Early Biomarkers to Predict as well as to Treat Gestational Diabetes Mellitus
“Both GDM and its progression to Type 2 diabetes mellitus could be potentially prevented by appropriate lifestyle modifications and medical management, but we need to identify the high-risk individuals,” noted Balasubramanyam.2 First-trimester biomarker discovery platforms appear to be promising for predicting the risk of GDM and are consequently expected to offer an extended ‘window of opportunity’ for preventative lifestyle changes and medical management. As research into these types of biomarker increases, the next challenge is to develop, validate, and adopt a robust and reliable single or panel of biomarkers that could predict GDM.
Mothers can have a huge influence over the long-term health status of their children. Research has shown that when mothers are granted greater control over resources, they allocate more to food, children’s health, nutrition, and education7. Parents are the gatekeepers of household nutrition and related lifestyle habits and therefore they form the first line of defense against the development of diabetes. By making healthy food choices and providing parental care, primary care-givers can prevent their child from leading an unhealthy lifestyle and thereby aid in the prevention of diabetes.
- International Diabetes Federation Atlas. IDF Diabetes Atlas, Eighth Edition. 2017. Available at: https://www.idf.org. Last accessed: 28 November 2017.
- Balasubramanyam M. Emerging biomarkers of enterprising challenges to predict as well as treat GDM. RSSDI 45th Annual Conference, 4 November, 2017.
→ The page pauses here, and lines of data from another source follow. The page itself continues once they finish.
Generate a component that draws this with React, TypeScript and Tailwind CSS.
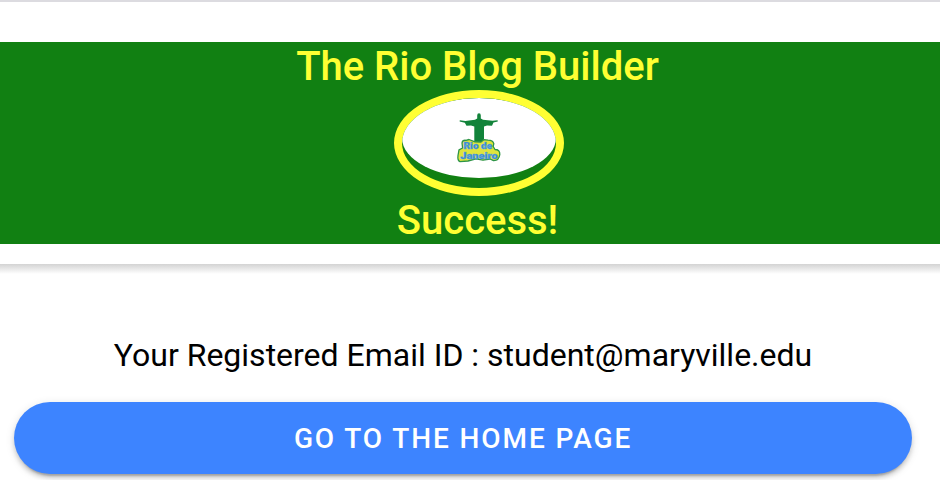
import React from "react";

function RioLogo() {
  return (
    <svg viewBox="0 0 60 64" className="block h-[64px] w-[60px]" aria-hidden="true">
      <path
        d="M27.2 10.6Q27.2 8.3 29 8.3Q30.8 8.3 30.8 10.6V13.4L33 14.8L42.5 15.8L47.6 15.2L47.8 16.4L43.5 17.6L42 20.8L37 20.4L34 21.4V40H24.3V21.4L21 20.4L16.5 20.8L14.8 17.8L9.6 16.6L9.8 15.2L15.4 16L25 14.8L27.2 13.4Z"
        fill="#12833a"
      />
      <path
        d="M12 38Q12.5 34.8 16 35.3L19 34.5L25 36.8L31 37L34 34.6L38 35.2Q43 35.2 43.8 38.6L43.2 41.5L45 44.5Q50 44.5 49.8 49.5Q49 55.8 43.5 55.6L40 54L33 55.2L26 53.8L18 56L10 56.6Q7.3 55.5 8 50.5L9 44.8L12.6 43Z"
        fill="#dfe53c"
        stroke="#2d9448"
        strokeWidth="1.3"
        strokeLinejoin="round"
      />
      <g
        fill="#2f83dc"
        stroke="#5fa6d8"
        strokeWidth="0.45"
        className="font-['Roboto',sans-serif] font-black"
      >
        <text x="13.6" y="44.4" fontSize="9.2" textLength="28.5" lengthAdjust="spacingAndGlyphs">Rio de</text>
        <text x="10.2" y="53.8" fontSize="9.2" textLength="37.5" lengthAdjust="spacingAndGlyphs">Janeiro</text>
      </g>
    </svg>
  );
}

export default function App() {
  return (
    <div className="h-[480px] w-full overflow-hidden bg-white font-['Roboto',sans-serif]">
      <header className="border-t-2 border-[#dcdbe0] bg-white pt-10">
        <div className="flex h-[202px] flex-col items-center bg-[#118012] pl-[17px] text-[40px] leading-[48px] font-medium text-[#ffff33]">
          <h1 className="h-12 pt-px pr-0.5">The Rio Blog Builder</h1>
          <div className="h-[106px] w-[170px] shrink-0 overflow-hidden rounded-[50%] border-8 border-[#ffff33]">
            <div className="flex h-20 w-full justify-center rounded-[50%] bg-white pt-[7px] pl-0.5">
              <RioLogo />
            </div>
          </div>
          <h2 className="h-12 pt-px pr-0.5">Success!</h2>
        </div>
        <div className="mt-5 h-2.5 bg-linear-to-b from-[#d3d3d3] to-white" />
      </header>
      <main className="pt-[62px] pr-7 pl-3.5">
        <p className="text-center text-[32px] leading-[38px] text-black">
          Your Registered Email ID : student@maryville.edu
        </p>
        <button className="mt-7 flex h-[72px] w-full items-center justify-center rounded-full bg-[#3d84ff] pt-0.5 text-[28px] font-medium tracking-[1.9px] text-white shadow-[0_6px_2px_-4px_rgba(0,0,0,0.2),0_4px_4px_rgba(0,0,0,0.14),0_2px_10px_rgba(0,0,0,0.12)]">
          GO TO THE HOME PAGE
        </button>
      </main>
    </div>
  );
}
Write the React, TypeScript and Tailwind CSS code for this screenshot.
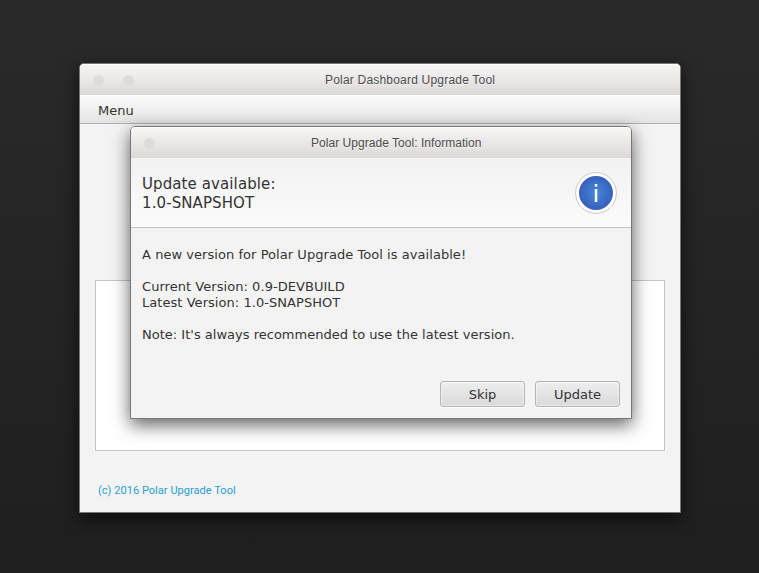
import React from "react";

function TitleBar({ title, dots, textClass }: { title: string; dots: number; textClass: string }) {
  return (
    <div className="flex h-[31px] shrink-0 items-center rounded-t-[4px] border-t border-white bg-linear-to-b from-[#f8f6f5] to-[#dcd8d7] pl-[13px]">
      <div className="flex gap-[19px]">
        {Array.from({ length: dots }, (_, i) => (
          <span key={i} className="size-[11px] rounded-full bg-[#dddcda]" />
        ))}
      </div>
      <span
        className={`font-['Liberation_Sans',sans-serif] text-[12px] leading-4 whitespace-nowrap text-[#4c4c4c] [text-shadow:0_1px_0_rgba(255,255,255,0.6)] ${textClass}`}
      >
        {title}
      </span>
    </div>
  );
}

function InfoIcon() {
  return (
    <svg width="42" height="42" viewBox="0 0 42 42" className="shrink-0">
      <defs>
        <radialGradient id="blue">
          <stop offset="0" stopColor="#4688da" />
          <stop offset="1" stopColor="#3660bb" />
        </radialGradient>
      </defs>
      <circle cx="21" cy="21" r="20.4" fill="#fff" stroke="#c9c9c9" />
      <circle cx="21" cy="21" r="17" fill="url(#blue)" />
      <rect x="19.8" y="12" width="2.5" height="2.6" fill="#fff" />
      <rect x="19.8" y="17" width="2.5" height="13" fill="#fff" />
    </svg>
  );
}

function Button({ label }: { label: string }) {
  return (
    <button className="h-[26px] w-[85px] rounded-[3px] border border-[#b4b4b4] bg-linear-to-b from-[#eeeeee] to-[#d9d9d9] pt-[2px] text-[13px] leading-[22px] shadow-[inset_0_0_0_1px_rgba(255,255,255,0.45),0_1px_0_#fff]">
      {label}
    </button>
  );
}

function Dialog() {
  return (
    <div className="absolute top-[62px] left-[50px] flex h-[293px] w-[502px] flex-col rounded-t-[5px] border border-[#777] bg-[#f3f3f3] shadow-[0_6px_18px_0_rgba(0,0,0,0.62)]">
      <TitleBar title="Polar Upgrade Tool: Information" dots={1} textClass="ml-[156px] tracking-[0.04px]" />
      <div className="flex h-[70px] shrink-0 items-start justify-between border-b border-[#c3c3c3] bg-linear-to-b from-[#f2f2f2] to-[#fbfbfb] pt-[14px] pr-[14px] pl-[11px]">
        <div className="pt-[3px] text-[15px] leading-[19px] tracking-[0.1px]">
          <p>Update available:</p>
          <p>1.0-SNAPSHOT</p>
        </div>
        <InfoIcon />
      </div>
      <div className="flex-1 pt-[19px] pl-[11px] text-[13px] leading-4">
        <p className="tracking-[0.05px]">A new version for Polar Upgrade Tool is available!</p>
        <p className="mt-4 tracking-[0.05px]">Current Version: 0.9-DEVBUILD</p>
        <p className="tracking-[0.05px]">Latest Version: 1.0-SNAPSHOT</p>
        <p className="mt-4 tracking-[0.01px]">Note: It's always recommended to use the latest version.</p>
      </div>
      <div className="flex justify-end gap-2.5 pr-[11px] pb-[11px]">
        <Button label="Skip" />
        <Button label="Update" />
      </div>
    </div>
  );
}

export default function App() {
  return (
    <div className="h-[573px] w-[759px] overflow-hidden bg-linear-to-b from-[#2a2a2a] to-[#1f1f1f] pt-[63px] pl-[79px] font-['DejaVu_Sans',sans-serif] text-[#333]">
      <div className="relative flex h-[450px] w-[602px] flex-col rounded-t-[5px] border border-[#777] bg-[#f3f3f3] shadow-[0_6px_18px_0_rgba(0,0,0,0.62)]">
        <TitleBar title="Polar Dashboard Upgrade Tool" dots={2} textClass="ml-[191px] tracking-[0.2px]" />
        <div className="h-[29px] shrink-0 border-b border-[#b0b0b0] bg-linear-to-b from-[#fdfdfd] to-[#e3e3e3] pt-[8px] pl-[18px] text-[13px] leading-4">
          Menu
        </div>
        <div className="mx-[15px] mt-[156px] h-[171px] shrink-0 border border-[#c5c5c5] bg-white" />
        <p className="mt-[32px] pl-[18px] font-[Roboto,sans-serif] text-[11px] leading-4 tracking-[0.04px] text-[#2a9fd0]">
          (c) 2016 Polar Upgrade Tool
        </p>
        <Dialog />
      </div>
    </div>
  );
}
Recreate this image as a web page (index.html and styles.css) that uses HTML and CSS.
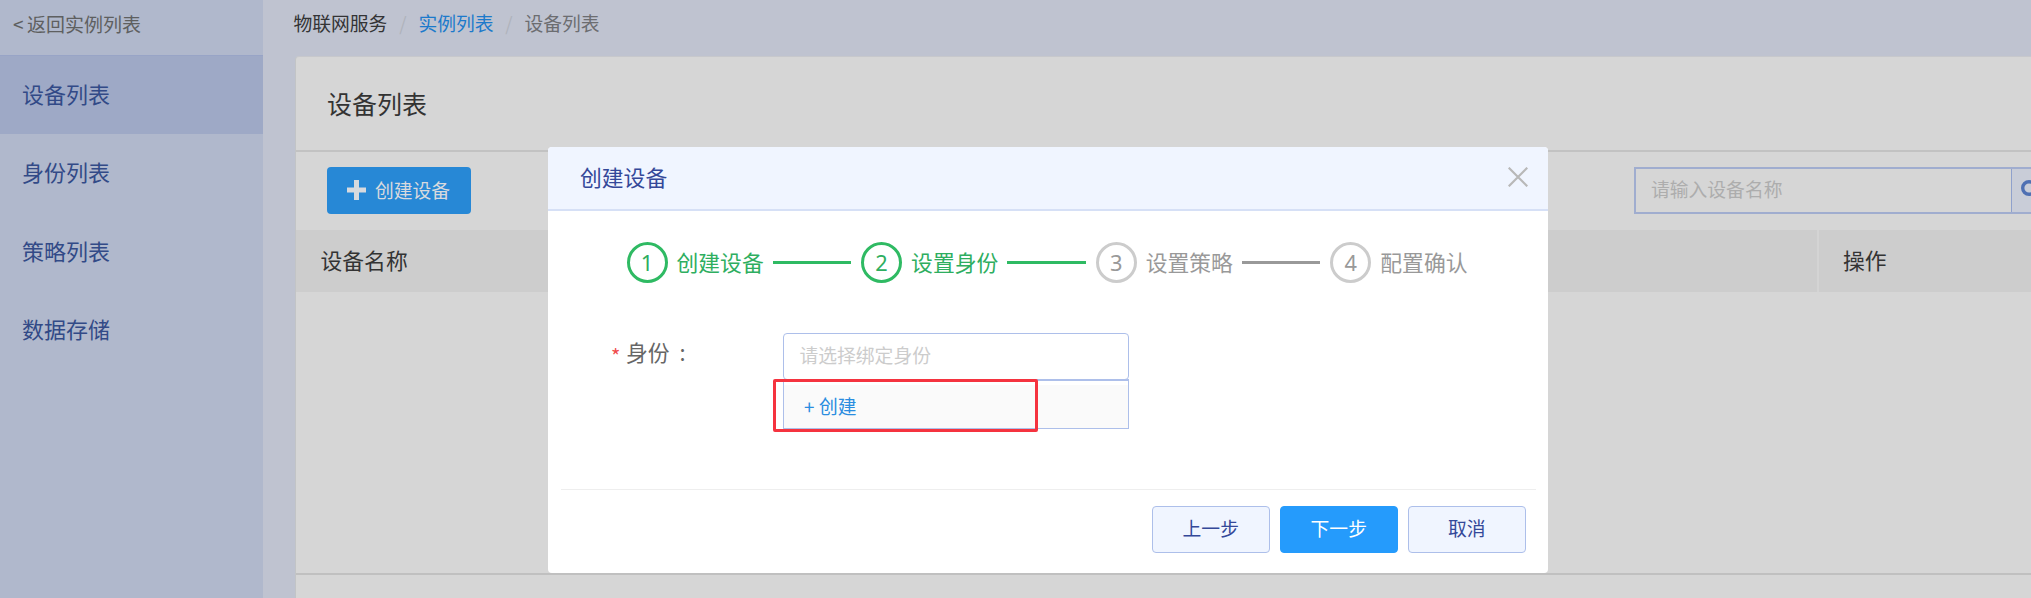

- International Diabetes Federation. IDF Diabetes Atlas, Fourth Edition. 2007. Available at: http://www.diabetesatlas.org/resources/previous-editions.html. Last accessed: 28 November 2017.
- International Diabetes Federation. World Diabetes Day. 2017. Available at: https://www.idf.org/our-activities/world-diabetes-day/wdd-2017.html. Last accessed: 28 November 2017.
- Mithal A et al. Gestational diabetes in India: Science and society. Indian J Endocrinol Metab. 19(6):701-4.
- Portha B et al. Early-life origins of Type 2 diabetes: Fetal programming of the beta-cell mass. Exp Diabetes Res. 2011;2011:105076.
- Brunson EK et al. Women’s autonomy and its relationship to children’s nutrition among the Rendille of northern Kenya. Am J Hum Biol. 2009;21(1):55-64.